Materials provided >>

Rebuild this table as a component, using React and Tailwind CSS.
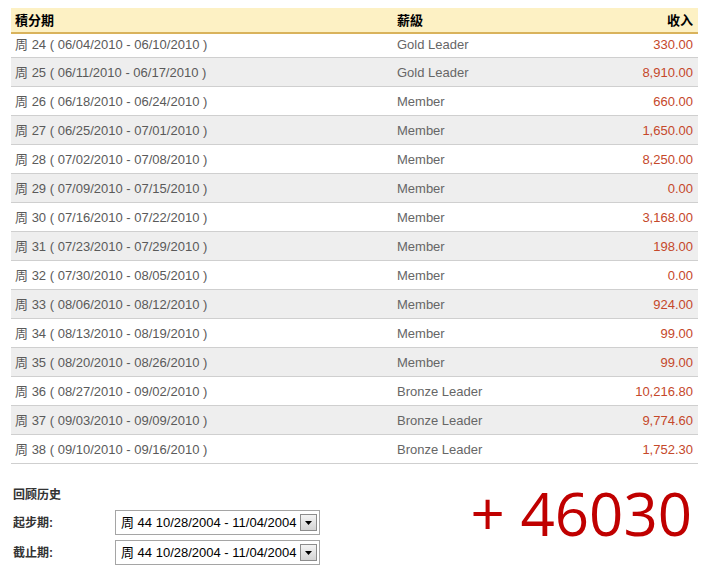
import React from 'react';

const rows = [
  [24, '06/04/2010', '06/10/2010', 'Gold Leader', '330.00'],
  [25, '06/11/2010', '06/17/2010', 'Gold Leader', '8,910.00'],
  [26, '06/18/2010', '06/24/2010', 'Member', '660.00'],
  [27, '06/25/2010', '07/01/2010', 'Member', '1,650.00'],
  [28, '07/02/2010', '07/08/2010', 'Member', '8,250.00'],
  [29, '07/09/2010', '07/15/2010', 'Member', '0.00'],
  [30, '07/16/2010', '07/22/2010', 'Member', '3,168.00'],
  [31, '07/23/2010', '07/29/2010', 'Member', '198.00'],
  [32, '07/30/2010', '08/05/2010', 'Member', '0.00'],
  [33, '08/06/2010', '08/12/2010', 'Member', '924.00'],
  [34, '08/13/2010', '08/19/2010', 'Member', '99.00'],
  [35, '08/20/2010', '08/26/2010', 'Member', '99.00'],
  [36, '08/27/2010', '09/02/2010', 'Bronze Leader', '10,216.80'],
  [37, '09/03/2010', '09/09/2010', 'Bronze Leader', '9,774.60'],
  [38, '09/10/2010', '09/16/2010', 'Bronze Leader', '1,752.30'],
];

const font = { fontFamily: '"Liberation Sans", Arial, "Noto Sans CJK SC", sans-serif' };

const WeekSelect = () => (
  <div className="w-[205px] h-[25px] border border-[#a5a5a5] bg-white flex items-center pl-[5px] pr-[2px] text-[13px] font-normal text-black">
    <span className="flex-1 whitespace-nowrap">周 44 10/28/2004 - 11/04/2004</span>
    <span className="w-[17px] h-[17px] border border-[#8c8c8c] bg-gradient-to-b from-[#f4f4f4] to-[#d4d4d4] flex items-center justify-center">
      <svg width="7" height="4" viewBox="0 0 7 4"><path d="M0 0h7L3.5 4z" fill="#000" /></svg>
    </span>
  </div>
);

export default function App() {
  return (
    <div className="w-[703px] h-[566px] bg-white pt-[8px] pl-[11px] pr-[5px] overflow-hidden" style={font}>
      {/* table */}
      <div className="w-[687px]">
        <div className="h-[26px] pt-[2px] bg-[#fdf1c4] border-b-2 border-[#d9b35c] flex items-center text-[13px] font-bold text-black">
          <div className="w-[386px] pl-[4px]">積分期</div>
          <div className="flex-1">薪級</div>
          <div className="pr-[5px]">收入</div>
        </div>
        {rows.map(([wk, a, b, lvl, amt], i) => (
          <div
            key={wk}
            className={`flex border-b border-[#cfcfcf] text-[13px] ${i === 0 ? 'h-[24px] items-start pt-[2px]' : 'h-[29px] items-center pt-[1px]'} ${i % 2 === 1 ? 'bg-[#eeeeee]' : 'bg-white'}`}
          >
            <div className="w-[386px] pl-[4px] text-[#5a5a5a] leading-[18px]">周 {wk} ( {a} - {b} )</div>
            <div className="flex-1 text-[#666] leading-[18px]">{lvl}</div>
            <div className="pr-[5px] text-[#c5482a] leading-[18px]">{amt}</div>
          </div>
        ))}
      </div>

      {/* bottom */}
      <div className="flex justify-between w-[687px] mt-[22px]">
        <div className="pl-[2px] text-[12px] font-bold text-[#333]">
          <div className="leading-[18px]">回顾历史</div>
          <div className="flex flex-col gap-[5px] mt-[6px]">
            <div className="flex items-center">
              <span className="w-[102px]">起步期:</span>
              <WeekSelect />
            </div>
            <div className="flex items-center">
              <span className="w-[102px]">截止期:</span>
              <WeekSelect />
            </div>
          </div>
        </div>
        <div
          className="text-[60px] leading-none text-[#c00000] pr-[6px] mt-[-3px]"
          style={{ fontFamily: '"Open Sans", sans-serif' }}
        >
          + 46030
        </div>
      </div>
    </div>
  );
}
* * *
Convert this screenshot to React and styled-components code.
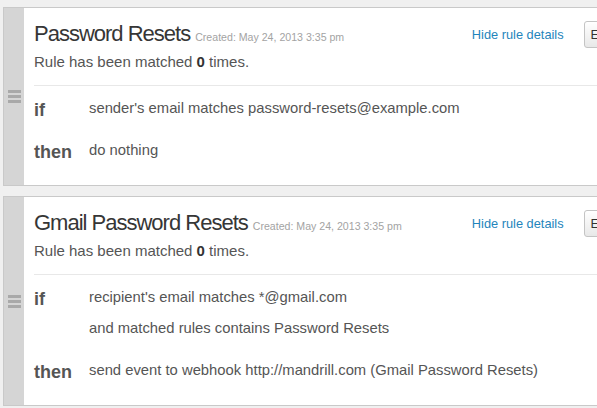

Exercise aim >>
Indicate how many lines of the material include the word "React"; the number alone is required.

Complete response >>
3